If you mean when you are defining parameters in your function you would mark them with the ? symbol for optional and use the | to show the various types that could be injected. In the function itself you have to see what was passed in to which function. RequireJS does this in their define functions and they have a .d.ts (definitely typed) file that shows this.

Example with a method/function

// definition
function myDefinedMethod(callback: (someVar:any)=>any):void;
function myDefinedMethod(name: string, callBack: (someVar: any) => any): void;
function myDefinedMethod(nameOrCallback: string | ((someVar:any)=>any), callBack ?: (someVar: any) => any): void {
    var name = "";
    if (typeof nameOrCallback === 'string') {
        name = nameOrCallback;
    }
    else {
        callBack = nameOrCallback;
    }

    // both name and callback are now defined although name can be empty
    // do something
    console.log(name);
}

• This approach uses method overloading to ensure type safety, this will prevent a caller from calling the method with only a string at transpile time (as typescript is not piled).
• In the 3rd function definition the parameter nameOrCallback could be either the function or the name of the parameter.

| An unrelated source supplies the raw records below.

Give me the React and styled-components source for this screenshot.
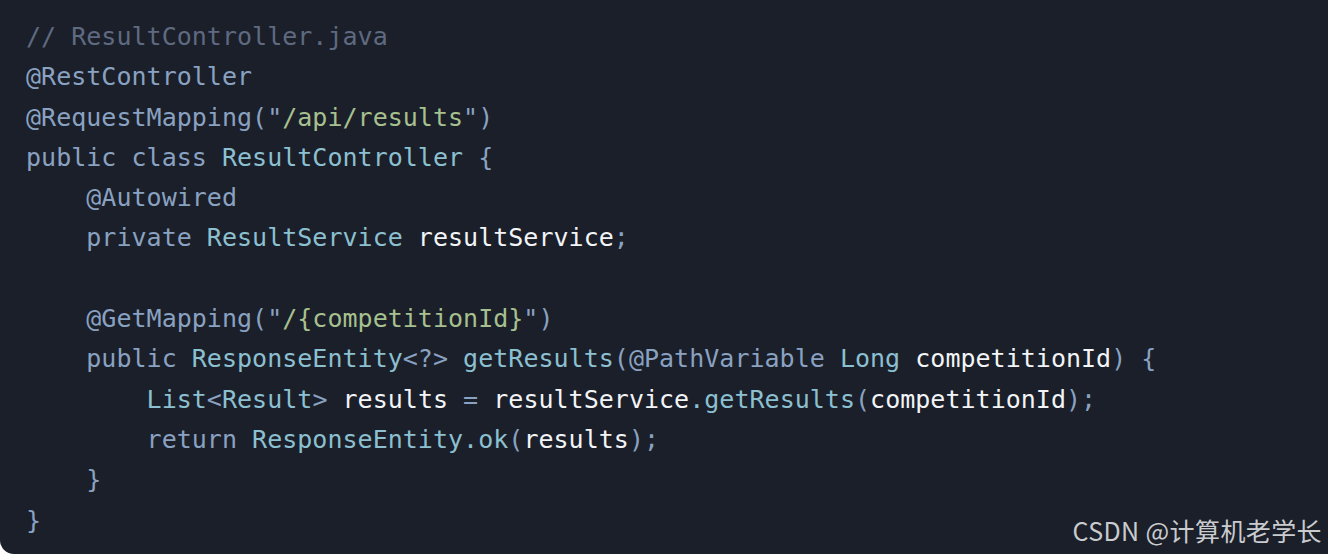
import React from "react";
import styled, { createGlobalStyle } from "styled-components";

const GlobalStyle = createGlobalStyle`
  html, body {
    margin: 0;
    padding: 0;
    background: #ffffff;
  }
`;

const colors = {
  c: "#5f6a81",
  k: "#8aa2c2",
  t: "#8cc0d1",
  s: "#a7c08f",
  v: "#f2f4f7",
  p: "#8aa2c2",
};

export const Block = styled.div`
  position: relative;
  width: 1328px;
  height: 554px;
  box-sizing: border-box;
  background: #1b1f29;
  border-radius: 0 0 0 14px;
  padding: 17px 0 0 26px;
  overflow: hidden;
`;

export const Code = styled.div`
  font-family: "DejaVu Sans Mono", "Liberation Mono", monospace;
  font-size: 25px;
  line-height: 40.3px;
  letter-spacing: 0.02px;
`;

export const Line = styled.div`
  white-space: pre;
  height: 40.3px;
`;

export const Tok = styled.span`
  color: ${(p) => colors[p.$kind]};
`;

export const Watermark = styled.div`
  position: absolute;
  right: 6px;
  bottom: 9px;
  font-family: "Noto Sans CJK SC", "Noto Sans", sans-serif;
  font-size: 25px;
  line-height: 30px;
  color: #c9cbcf;
  letter-spacing: 0.4px;
`;

const lines = [
  [["c", "// ResultController.java"]],
  [["k", "@RestController"]],
  [["k", "@RequestMapping("], ["p", "\""], ["s", "/api/results"], ["p", "\")"]],
  [["k", "public class "], ["t", "ResultController"], ["p", " {"]],
  [["k", "    @Autowired"]],
  [["k", "    private "], ["t", "ResultService"], ["v", " resultService"], ["p", ";"]],
  [],
  [["k", "    @GetMapping("], ["p", "\""], ["s", "/{competitionId}"], ["p", "\")"]],
  [
    ["k", "    public "],
    ["t", "ResponseEntity"],
    ["p", "<?> "],
    ["t", "getResults"],
    ["p", "("],
    ["k", "@PathVariable "],
    ["t", "Long"],
    ["v", " competitionId"],
    ["p", ") {"],
  ],
  [
    ["t", "        List"],
    ["p", "<"],
    ["t", "Result"],
    ["p", "> "],
    ["v", "results "],
    ["p", "= "],
    ["v", "resultService"],
    ["t", ".getResults"],
    ["p", "("],
    ["v", "competitionId"],
    ["p", ");"],
  ],
  [
    ["k", "        return "],
    ["t", "ResponseEntity.ok"],
    ["p", "("],
    ["v", "results"],
    ["p", ");"],
  ],
  [["p", "    }"]],
  [["p", "}"]],
];

const App = () => {
  return (
    <>
      <GlobalStyle />
      <Block>
        <Code>
          {lines.map((toks, i) => (
            <Line key={i}>
              {toks.map(([kind, text], j) => (
                <Tok key={j} $kind={kind}>
                  {text}
                </Tok>
              ))}
            </Line>
          ))}
        </Code>
        <Watermark>CSDN @计算机老学长</Watermark>
      </Block>
    </>
  );
};

export default App;
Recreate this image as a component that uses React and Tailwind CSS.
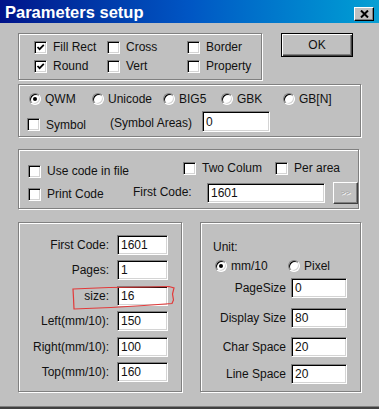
const sunken = 'bg-white border border-t-[#808080] border-l-[#808080] border-b-white border-r-white shadow-[inset_1px_1px_0_#000,inset_-1px_-1px_0_#d4d4d4]';

function Check({ checked, label, className = '', labelClass = '' }) {
  return (
    <div className={`flex items-center gap-[6px] shrink-0 ${className}`}>
      <div className={`w-[13px] h-[13px] shrink-0 flex items-center justify-center ${sunken}`}>
        {checked && (
          <svg width="9" height="9" viewBox="0 0 9 9">
            <path d="M1.5 4 L3.6 6.2 L7.8 1.8" stroke="#000" strokeWidth="1.7" fill="none" />
          </svg>
        )}
      </div>
      <span className={`whitespace-nowrap leading-[14px] ${labelClass}`}>{label}</span>
    </div>
  );
}

function Radio({ checked, label, className = '' }) {
  return (
    <div className={`flex items-center gap-[4px] shrink-0 ${className}`}>
      <div className={`w-[12px] h-[12px] rounded-full shrink-0 flex items-center justify-center ${sunken}`}>
        {checked && <div className="w-[4px] h-[4px] rounded-full bg-black" />}
      </div>
      <span className="whitespace-nowrap leading-[14px]">{label}</span>
    </div>
  );
}

function Field({ value, className = '' }) {
  return (
    <div className={`shrink-0 flex items-center pl-[3px] leading-none ${sunken} ${className}`}>
      {value}
    </div>
  );
}

function Group({ className = '', children }) {
  return (
    <div className={`shrink-0 border border-[#808080] shadow-[inset_1px_1px_0_#fff,1px_1px_0_#fff] ${className}`}>
      {children}
    </div>
  );
}

function Row({ label, value, labelW, inputW, gap }) {
  return (
    <div className="flex items-center h-[20px]">
      <span className={`text-right whitespace-nowrap shrink-0 ${labelW}`}>{label}</span>
      <Field value={value} className={`h-[20px] ${inputW} ${gap}`} />
    </div>
  );
}

export default function App() {
  return (
    <div className="w-[379px] h-[409px] overflow-hidden bg-[#c0c0c0] flex flex-col text-[12px] text-[#111] font-['Liberation_Sans',Arial,sans-serif]">
      {/* title bar */}
      <div className="h-[23px] shrink-0 flex items-start justify-between pl-[5px] pr-[5px] bg-gradient-to-r from-[#00128a] via-[#0056c4] to-[#0aa0d4]">
        <span className="text-white font-bold text-[16.5px] leading-[20px] mt-[2px]">Parameters setup</span>
        <div className="mt-[7px] w-[20px] h-[14px] bg-[#c0c0c0] flex items-center justify-center border border-t-white border-l-white border-b-black border-r-black shadow-[inset_-1px_-1px_0_#808080]">
          <svg width="9" height="8" viewBox="0 0 9 8">
            <path d="M1 0.5 L8 7.5 M8 0.5 L1 7.5" stroke="#000" strokeWidth="2" />
          </svg>
        </div>
      </div>

      <div className="pl-[18px] flex flex-col">
        {/* row 1 */}
        <div className="flex mt-[10px]">
          <Group className="w-[244px] h-[47px]">
            <div className="grid grid-cols-[73px_80px_auto] gap-y-[5px] pl-[15px] pt-[6px]">
              <Check checked label="Fill Rect" />
              <Check label="Cross" />
              <Check label="Border" />
              <Check checked label="Round" />
              <Check label="Vert" />
              <Check label="Property" />
            </div>
          </Group>
          <button className="ml-[19px] w-[72px] h-[24px] bg-[#c0c0c0] border border-black shadow-[inset_1px_1px_0_#fff,inset_-1px_-1px_0_#404040,inset_-2px_-2px_0_#808080] leading-none">
            OK
          </button>
        </div>

        {/* encoding */}
        <Group className="w-[343px] h-[53px] mt-[4px]">
          <div className="flex items-center h-[14px] mt-[7px] pl-[10px]">
            <Radio checked label="QWM" className="w-[63px]" />
            <Radio label="Unicode" className="w-[71px]" />
            <Radio label="BIG5" className="w-[58px]" />
            <Radio label="GBK" className="w-[62px]" />
            <Radio label="GB[N]" />
          </div>
          <div className="flex items-center h-[21px] mt-[5px] pl-[8px]">
            <Check label="Symbol" className="w-[83px] mt-[6px]" />
            <span className="w-[92px] shrink-0 mt-[2px]">(Symbol Areas)</span>
            <Field value="0" className="w-[68px] h-[21px]" />
          </div>
        </Group>

        {/* code options */}
        <Group className="w-[341px] h-[60px] mt-[12px]">
          <div className="flex items-start h-[14px] mt-[11px] pl-[9px]">
            <Check label="Use code in file" className="w-[155px] mt-[3px]" />
            <Check label="Two Colum" className="w-[92px]" />
            <Check label="Per area" />
          </div>
          <div className="flex items-center h-[23px] mt-[6px] pl-[9px]">
            <Check label="Print Code" className="w-[105px] mt-[3px]" />
            <span className="w-[74px] shrink-0 -mt-[2px]">First Code:</span>
            <Field value="1601" className="w-[118px] h-[20px]" />
            <div className="ml-[8px] w-[25px] h-[22px] shrink-0 flex items-center justify-center border border-t-white border-l-white border-b-[#404040] border-r-[#404040] shadow-[inset_-1px_-1px_0_#808080] text-[8px] text-[#a0a0a0] leading-none [text-shadow:1px_1px_0_#fff]">
              &gt;&gt;
            </div>
          </div>
        </Group>

        {/* bottom panels */}
        <div className="flex gap-[18px] mt-[13px]">
          <Group className="relative w-[164px] h-[170px]">
            <div className="flex flex-col gap-[5.4px] pt-[12px]">
              <Row label="First Code:" value="1601" labelW="w-[90px]" inputW="w-[51px]" gap="ml-[8px]" />
              <Row label="Pages:" value="1" labelW="w-[90px]" inputW="w-[51px]" gap="ml-[8px]" />
              <Row label="size:" value="16" labelW="w-[90px]" inputW="w-[51px]" gap="ml-[8px]" />
              <Row label="Left(mm/10):" value="150" labelW="w-[90px]" inputW="w-[51px]" gap="ml-[8px]" />
              <Row label="Right(mm/10):" value="100" labelW="w-[90px]" inputW="w-[51px]" gap="ml-[8px]" />
              <Row label="Top(mm/10):" value="160" labelW="w-[90px]" inputW="w-[51px]" gap="ml-[8px]" />
            </div>
            <svg className="absolute left-0 top-0 pointer-events-none" width="164" height="170" viewBox="0 0 164 170">
              <path
                d="M54 66 L90 64.5 L130 64 L150 63.5 L155 65 L153.5 71 L154.5 77 L153 80.5 L125 82.5 L92 84.5 L55 86 L54.5 75 Z"
                stroke="#e23a3a"
                strokeWidth="1.2"
                fill="none"
              />
            </svg>
          </Group>

          <Group className="w-[161px] h-[170px]">
            <div className="pt-[17px] pl-[12px] leading-[14px]">Unit:</div>
            <div className="flex items-center h-[14px] mt-[5px] pl-[14px]">
              <Radio checked label="mm/10" className="w-[73px]" />
              <Radio label="Pixel" />
            </div>
            <div className="mt-[5px]">
              <Row label="PageSize" value="0" labelW="w-[85px]" inputW="w-[56px]" gap="ml-[5px]" />
            </div>
            <div className="mt-[10px]">
              <Row label="Display Size" value="80" labelW="w-[85px]" inputW="w-[56px]" gap="ml-[5px]" />
            </div>
            <div className="mt-[9px]">
              <Row label="Char Space" value="20" labelW="w-[85px]" inputW="w-[56px]" gap="ml-[5px]" />
            </div>
            <div className="mt-[7px]">
              <Row label="Line Space" value="20" labelW="w-[85px]" inputW="w-[56px]" gap="ml-[5px]" />
            </div>
          </Group>
        </div>
      </div>

      <div className="mt-auto h-[3px] shrink-0 border-t border-[#808080] bg-[#404040]" />
    </div>
  );
}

If it is a string then the callback cannot be undefined.

Edit

Thank you @basarat, I have updated my answer based on your feedback. This is indeed a better structure as you are ensuring the caller cannot execute your method without supplying the expected mandatory parameters like the callback. I did use Function before but only as a placeholder for whatever function definition that the OP would want to use and was not intended as a final type parameter. To clarify this I have updated the code with an inline callback definition like yours. Again, thank you for your input. This does indeed make the code better by ensuring type safety and ensuring that a caller can only call the method as intended.